職人さんの眼

表参道ヒルズのスペース オーで3/19まで公開中の”エルメスの手しごと  アトリエがやってきた”展。エルメスの物創りを支える職人さんたちの仕事ぶりを、会場内に再現されたミニアトリエで見学できるという、今までにない展覧会です。エルメスのルーツとなった馬具に始まり、革製品、手袋、スカーフ、陶磁器など、様々な製品のミニアトリエが並ぶ中、ありました!ジュエリーのコーナーが。
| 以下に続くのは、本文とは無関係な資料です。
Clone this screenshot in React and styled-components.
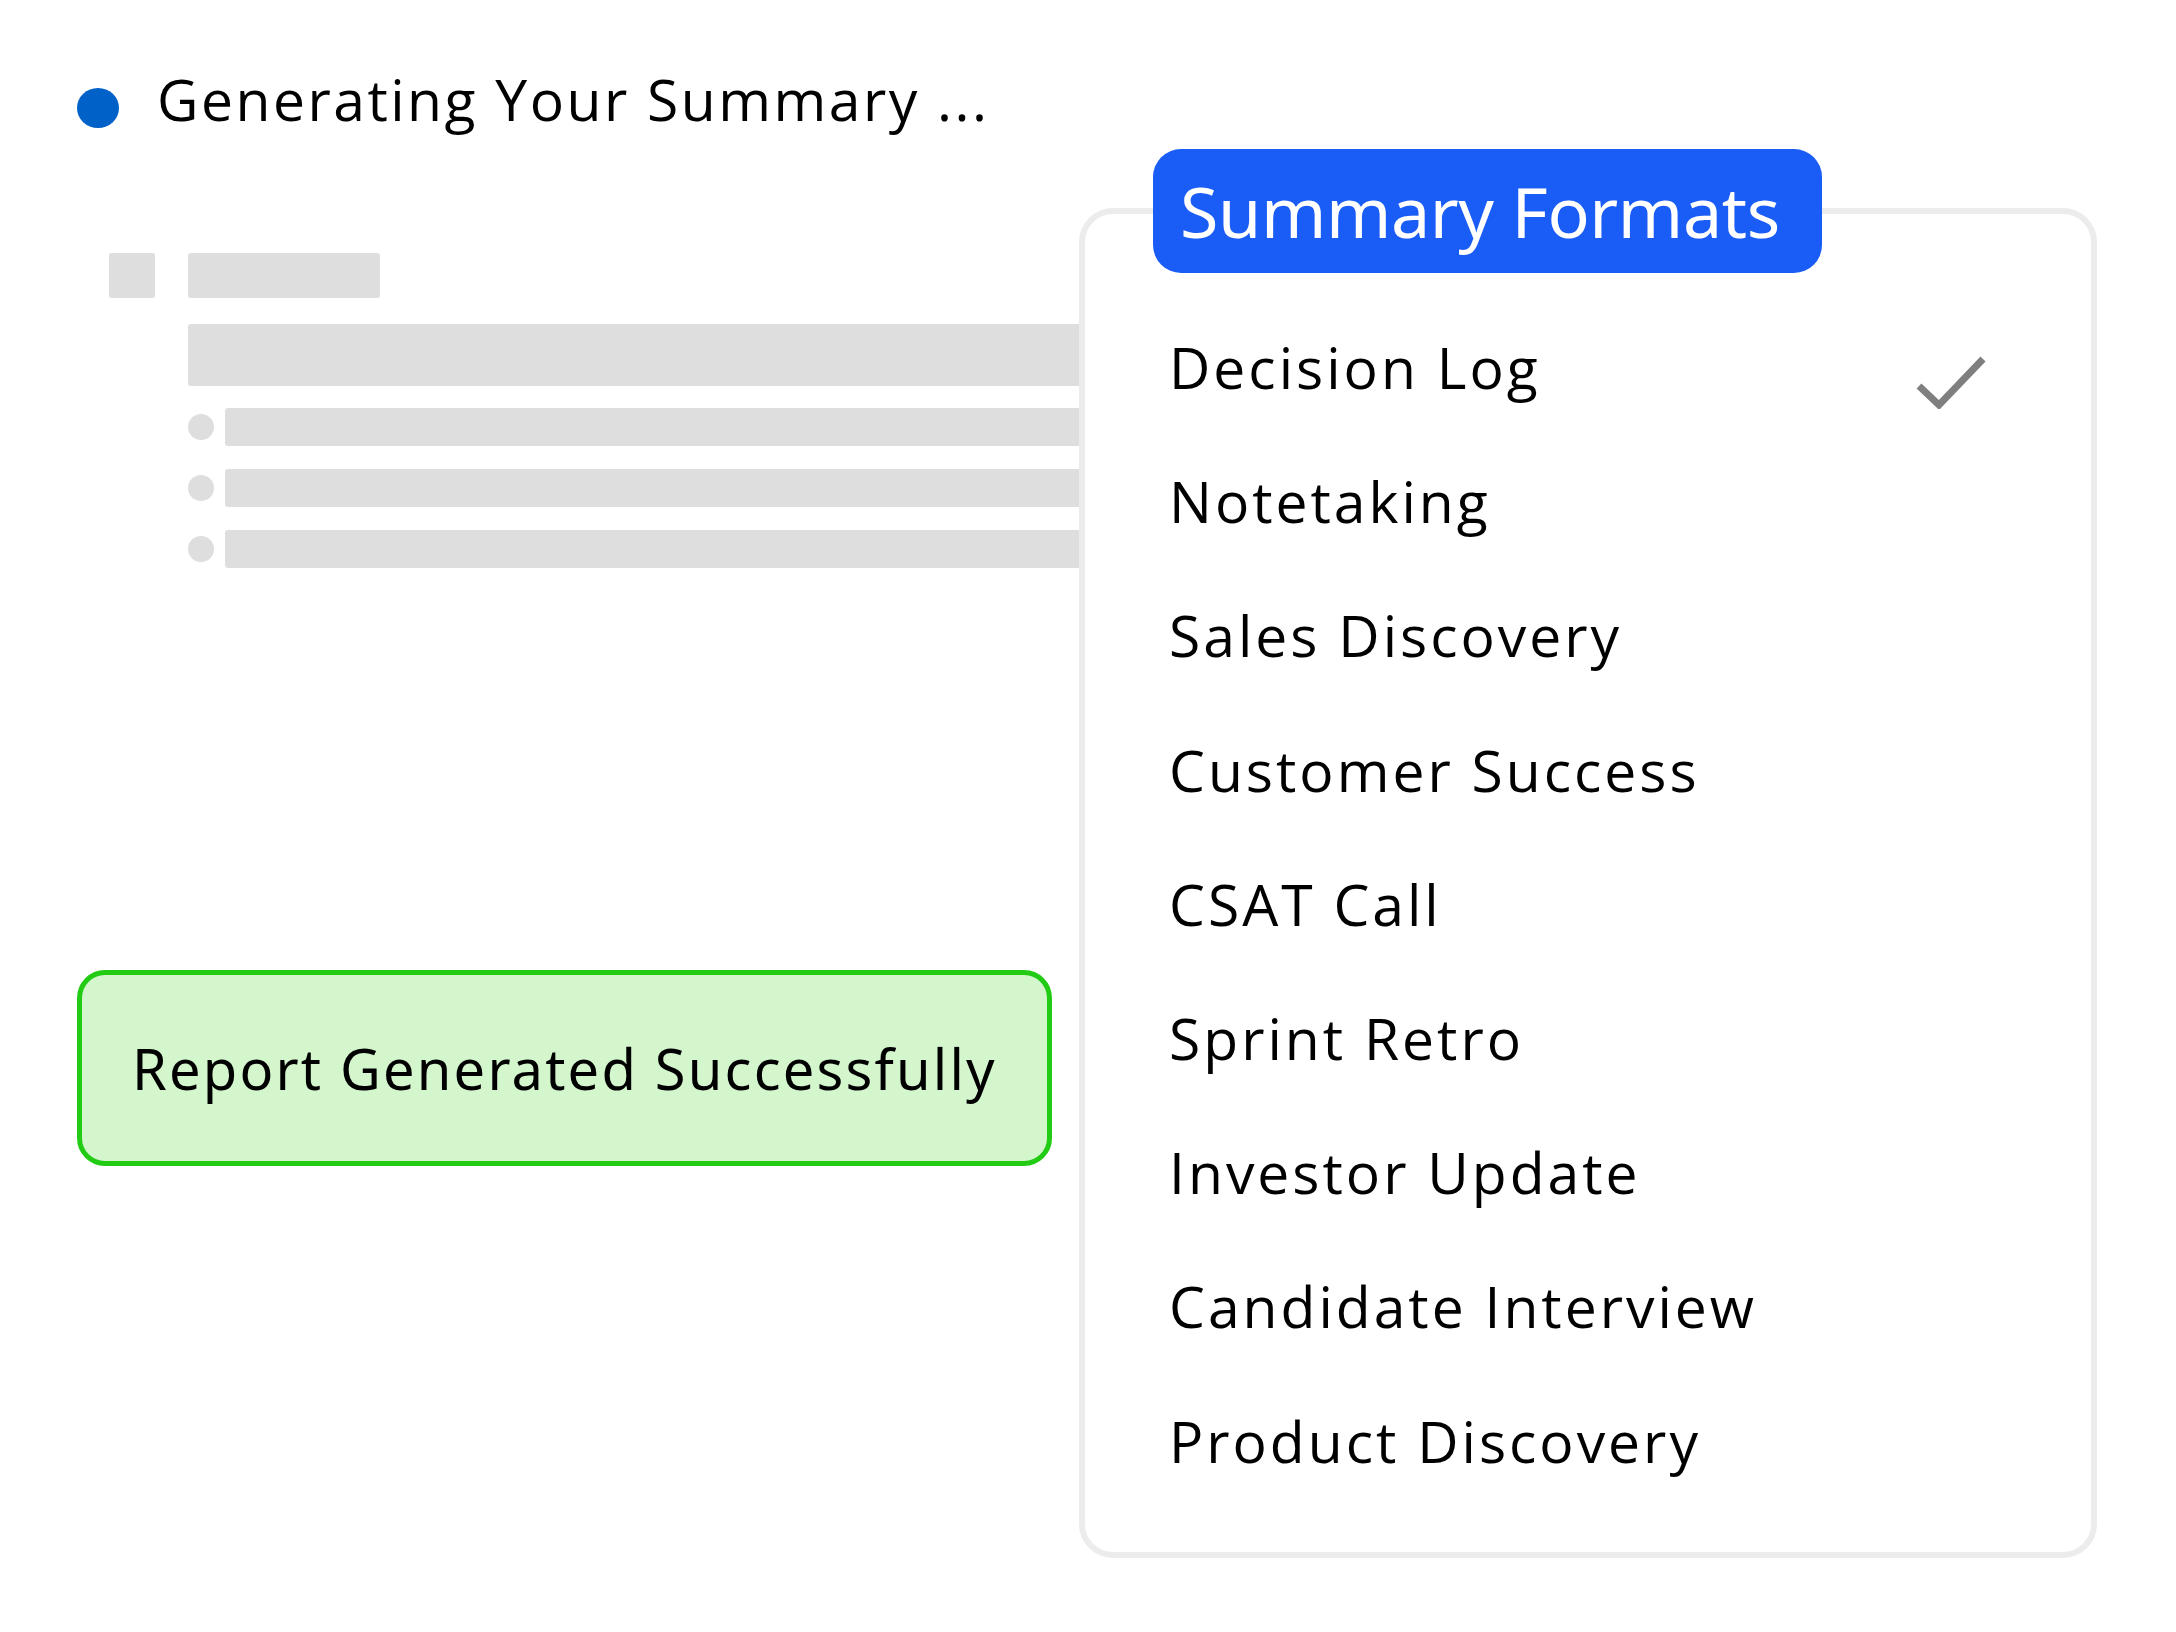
import React from "react";
import styled, { createGlobalStyle } from "styled-components";

const GlobalStyle = createGlobalStyle`
  html, body {
    margin: 0;
    padding: 0;
    background: #ffffff;
  }
  body {
    font-family: "Open Sans", "Noto Sans", sans-serif;
    color: #000000;
  }
  * { box-sizing: border-box; }
`;

const Page = styled.main`
  display: flex;
  align-items: flex-start;
  width: 2176px;
  min-height: 1632px;
  padding-left: 77px;
`;

const LeftColumn = styled.section`
  width: 1002px;
  flex-shrink: 0;
  padding-top: 59px;
  display: flex;
  flex-direction: column;
`;

const StatusRow = styled.div`
  display: flex;
  align-items: flex-start;
  gap: 38px;
`;

const StatusDot = styled.span`
  width: 42px;
  height: 40px;
  margin-top: 29px;
  border-radius: 50%;
  background: #0062c9;
  flex-shrink: 0;
`;

const StatusText = styled.h1`
  margin: 0;
  font-family: "Open Sans", sans-serif;
  font-weight: 400;
  font-size: 57px;
  line-height: 80px;
  letter-spacing: 2.5px;
  white-space: nowrap;
`;

const SkeletonHead = styled.div`
  display: flex;
  gap: 33px;
  margin-top: 114px;
  margin-left: 32px;
`;

const Block = styled.div`
  width: ${(p) => p.$w}px;
  height: ${(p) => p.$h}px;
  background: #dedede;
  border-radius: 3px;
`;

const WideBar = styled.div`
  height: 62px;
  margin: 26px 0 0 111px;
  background: #dedede;
  border-radius: 3px 0 0 3px;
`;

const BulletList = styled.ul`
  list-style: none;
  margin: 22px 0 0 111px;
  padding: 0;
  display: flex;
  flex-direction: column;
  gap: 23px;
`;

const BulletRow = styled.li`
  display: flex;
  align-items: center;
  gap: 11px;
`;

const BulletDot = styled.span`
  width: 26px;
  height: 26px;
  border-radius: 50%;
  background: #dedede;
  flex-shrink: 0;
`;

const BulletBar = styled.span`
  flex: 1;
  height: 38px;
  background: #dedede;
  border-radius: 3px 0 0 3px;
`;

const SuccessBox = styled.div`
  width: 975px;
  height: 196px;
  margin-top: 402px;
  display: flex;
  align-items: center;
  padding-left: 50px;
  background: #d3f6cd;
  border: 5px solid #22cc14;
  border-radius: 28px;
  font-family: "Noto Sans", sans-serif;
  font-size: 56px;
  letter-spacing: 2.2px;
  color: #000000;
  white-space: nowrap;
`;

const Panel = styled.section`
  position: relative;
  width: 1018px;
  height: 1350px;
  margin-top: 208px;
  flex-shrink: 0;
  border: 6px solid #ececec;
  border-radius: 34px;
  background: #ffffff;
  padding: 86px 104px 0 84px;
`;

const PanelBadge = styled.h2`
  position: absolute;
  top: -65px;
  left: 68px;
  width: 669px;
  height: 124px;
  margin: 0;
  display: flex;
  align-items: center;
  padding-left: 27px;
  background: #1a5cf6;
  border-radius: 28px;
  color: #ffffff;
  font-family: "Noto Sans", sans-serif;
  font-weight: 400;
  font-size: 70px;
  letter-spacing: -0.4px;
  white-space: nowrap;
`;

const FormatList = styled.ul`
  list-style: none;
  margin: 0;
  padding: 0;
  display: flex;
  flex-direction: column;
`;

const FormatItem = styled.li`
  display: flex;
  align-items: center;
  justify-content: space-between;
  height: 134.2px;
  font-family: "Open Sans", sans-serif;
  font-size: 57px;
  line-height: 134px;
  letter-spacing: 3px;
  white-space: nowrap;
`;

const CheckMark = styled.svg`
  width: 72px;
  height: 54px;
  margin-top: 29px;
  flex-shrink: 0;
`;

const formats = [
  "Decision Log",
  "Notetaking",
  "Sales Discovery",
  "Customer Success",
  "CSAT Call",
  "Sprint Retro",
  "Investor Update",
  "Candidate Interview",
  "Product Discovery",
];

const selectedFormat = "Decision Log";

export default function App() {
  return (
    <>
      <GlobalStyle />
      <Page>
        <LeftColumn>
          <StatusRow>
            <StatusDot />
            <StatusText>Generating Your Summary ...</StatusText>
          </StatusRow>

          <SkeletonHead>
            <Block $w={46} $h={45} />
            <Block $w={192} $h={45} />
          </SkeletonHead>
          <WideBar />
          <BulletList>
            {[0, 1, 2].map((i) => (
              <BulletRow key={i}>
                <BulletDot />
                <BulletBar />
              </BulletRow>
            ))}
          </BulletList>

          <SuccessBox>Report Generated Successfully</SuccessBox>
        </LeftColumn>

        <Panel>
          <PanelBadge>Summary Formats</PanelBadge>
          <FormatList>
            {formats.map((name) => (
              <FormatItem key={name}>
                <span>{name}</span>
                {name === selectedFormat && (
                  <CheckMark viewBox="0 0 72 54" fill="none">
                    <polyline
                      points="4,31 24,50 68,4"
                      stroke="#7f7f7f"
                      strokeWidth="7"
                    />
                  </CheckMark>
                )}
              </FormatItem>
            ))}
          </FormatList>
        </Panel>
      </Page>
    </>
  );
}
会場の左手の手前、大きな木製の作業台の前で、職人さんがハイジュエリーの石留め作業をしています。その横に、作業中の馬をモチーフにしたブレスレットの完成品が展示され、さらにスコープを覗くと、石留め以前の制作作業のようすが映像で見られます。背後の棚にはハイジュエリーの型や道具が並び、まさにジュエリー制作の舞台裏を見学する気分です。

 


じつは私は、これまでに海外でいくつかのジュエラーのアトリエを取材しています。ミニアトリエとはいえ、このデモンストレーションは、現地取材で見たものと変わりません。ここまで見せてくれるの!と、内心驚きました。さらに作業中の職人さんが、気軽に質問に答えてくれるのにもビックリ。チャンスとばかりに、石留めを見ているうちに湧いてきた疑問をぶつけてみることにしました。
石留め担当の職人さんは、ハイジュエリーの石留めを専門に手がける、ジャンさん。馬の顔に無数に開いた穴に、手際よくダイヤモンドをセッティングしています。拡大鏡を覗きながら、専用の器具を使ってダイヤモンドをピックアップし、様々な大きさの穴を埋めていきます。選ばれるダイヤモンドのサイズがいつもピッタリなのは、長い経験ゆえでしょうか。
彼の手もとをじっと見つめていると、急に「見る?」と言うなり立ち上がって、拡大鏡を覗くようにすすめられました。さっそく確認させてもらうと、そこには一面のダイヤモンド畑(?)が広がっていました。ダイヤモンドどうしがぴったりとくっついて、段差もなく、表面のなめらかさが見てとれます。しかし石留めをしているのに、石と石の間にあるはずの爪が見あたりません。
そこで通訳の方を介して、「爪がないのはなぜ?」と聞いてみました。すると「いや、爪はあるんだよ」とジャンさん。「え、だって見えないでしょ」と私。ジャンさんは、一瞬どう答えるべきか迷ったようでしたが、いきなり紙に図を描き始めました。
その絵は、彼が石留めするラウンドブリリアントカットのダイヤモンドを、上から見た図でした。通常はダイヤモンドの四隅を爪でセットするのですが、今手がけているハイジュエリーは、表面をまるで馬の皮膚のように滑らかに仕上げる必要があるため、爪は極力目立たないようにしたいそうです。「石をセットする金属の穴の中に、4本の爪を削り出し、テーブル上に出ないギリギリのところで石を留める。隣接する石との段差ができないように調整しながら、石の真ん中を押して固定する」というのがジャンさんの説明でした。


実際に制作経験のない私には、そんなことが可能なのかどうか、想像がつきません。ただ、職人さんが毎日真剣に仕事に向き合う中で経験をつむことの重み、そしてそれを生かして不可能と思われることを可能にしていくのだ、ということが理解できました。ジャンさんに描いてもらったダイヤモンドと爪の絵(拡大鏡を覗く彼の目には、こんな風に見えているようです)を見るたび、この貴重な経験を思い出しています。
表参道での「アトリエがやってきた」展は19日で終了しますが、銀座のメゾンエルメス10階での「メゾンへようこそ」展は26日まで開催されています。職人さんの手の技に迫った映画も上映されているそうで(要予約)、まだまだ楽しめそうです。